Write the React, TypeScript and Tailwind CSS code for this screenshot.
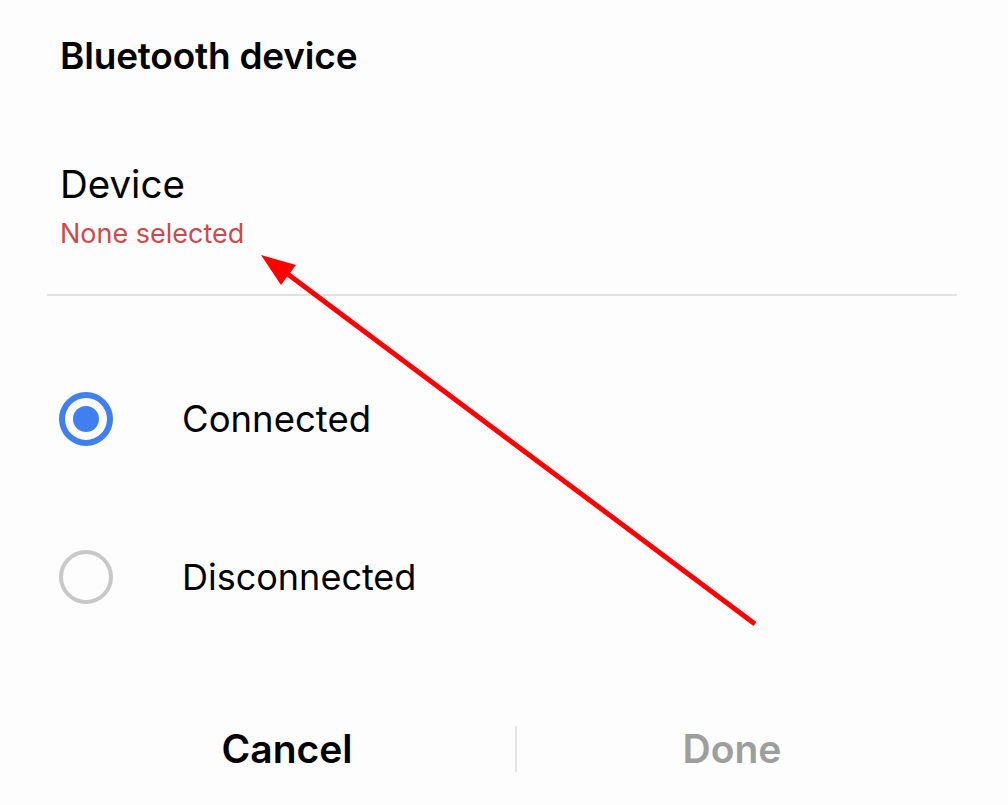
import React from 'react';

const Radio: React.FC<{ checked?: boolean }> = ({ checked }) =>
  checked ? (
    <div className="w-[54px] h-[54px] rounded-full border-[6px] border-[#3f7ff0] flex items-center justify-center">
      <div className="w-[26px] h-[26px] rounded-full bg-[#3f7ff0]" />
    </div>
  ) : (
    <div className="w-[54px] h-[54px] rounded-full border-[4px] border-[#c8c8c8]" />
  );

export default function App() {
  return (
    <div className="relative w-[1008px] h-[805px] bg-[#fdfdfd] text-black font-['Inter','Roboto',sans-serif] overflow-hidden">
      <div className="pt-[33px] px-[60px]">
        <h1 className="text-[37px] font-semibold leading-[46px] tracking-[-0.2px]">Bluetooth device</h1>
      </div>

      <div className="px-[60px] pt-[81px]">
        <div className="text-[38.5px] leading-[48px]">Device</div>
        <div className="text-[27px] leading-[34px] text-[#c94c4c] mt-[9px]">None selected</div>
      </div>

      <div className="ml-[47px] mr-[51px] mt-[43px] h-[2px] bg-[#e2e2e2]" />

      <div className="px-[59px] pt-[96px] flex flex-col gap-[104px]">
        <div className="flex items-center gap-[69px]">
          <Radio checked />
          <span className="text-[36.5px] leading-[46px]">Connected</span>
        </div>
        <div className="flex items-center gap-[69px]">
          <Radio />
          <span className="text-[36px] leading-[46px]">Disconnected</span>
        </div>
      </div>

      <div className="absolute left-0 right-0 bottom-[33px] flex items-center">
        <button className="w-[515px] text-[39px] font-semibold text-black leading-[46px] pl-[59px]">Cancel</button>
        <div className="w-[2px] h-[46px] bg-[#e6e6e6]" />
        <button className="flex-1 text-[39px] font-semibold text-[#9e9e9e] leading-[46px] pr-[61px]">Done</button>
      </div>

      <svg className="absolute inset-0 pointer-events-none" width="1008" height="805" viewBox="0 0 1008 805">
        <line x1="755" y1="624" x2="285" y2="272" stroke="#ff0000" strokeWidth="5" strokeLinecap="butt" />
        <polygon points="261,255 296,265 281,285" fill="#ff0000" />
      </svg>
    </div>
  );
}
....
• **DIRECTIONS**: Working from the lines above, reproduce the material exactly and exclude its pictures.

• **FULL OUTPUT**:
Write the React, TypeScript and Tailwind CSS code for this screenshot.
import React from 'react';

const Radio: React.FC<{ checked?: boolean }> = ({ checked }) =>
  checked ? (
    <div className="w-[54px] h-[54px] rounded-full border-[6px] border-[#3f7ff0] flex items-center justify-center">
      <div className="w-[26px] h-[26px] rounded-full bg-[#3f7ff0]" />
    </div>
  ) : (
    <div className="w-[54px] h-[54px] rounded-full border-[4px] border-[#c8c8c8]" />
  );

export default function App() {
  return (
    <div className="relative w-[1008px] h-[805px] bg-[#fdfdfd] text-black font-['Inter','Roboto',sans-serif] overflow-hidden">
      <div className="pt-[33px] px-[60px]">
        <h1 className="text-[37px] font-semibold leading-[46px] tracking-[-0.2px]">Bluetooth device</h1>
      </div>

      <div className="px-[60px] pt-[81px]">
        <div className="text-[38.5px] leading-[48px]">Device</div>
        <div className="text-[27px] leading-[34px] text-[#c94c4c] mt-[9px]">None selected</div>
      </div>

      <div className="ml-[47px] mr-[51px] mt-[43px] h-[2px] bg-[#e2e2e2]" />

      <div className="px-[59px] pt-[96px] flex flex-col gap-[104px]">
        <div className="flex items-center gap-[69px]">
          <Radio checked />
          <span className="text-[36.5px] leading-[46px]">Connected</span>
        </div>
        <div className="flex items-center gap-[69px]">
          <Radio />
          <span className="text-[36px] leading-[46px]">Disconnected</span>
        </div>
      </div>

      <div className="absolute left-0 right-0 bottom-[33px] flex items-center">
        <button className="w-[515px] text-[39px] font-semibold text-black leading-[46px] pl-[59px]">Cancel</button>
        <div className="w-[2px] h-[46px] bg-[#e6e6e6]" />
        <button className="flex-1 text-[39px] font-semibold text-[#9e9e9e] leading-[46px] pr-[61px]">Done</button>
      </div>

      <svg className="absolute inset-0 pointer-events-none" width="1008" height="805" viewBox="0 0 1008 805">
        <line x1="755" y1="624" x2="285" y2="272" stroke="#ff0000" strokeWidth="5" strokeLinecap="butt" />
        <polygon points="261,255 296,265 281,285" fill="#ff0000" />
      </svg>
    </div>
  );
}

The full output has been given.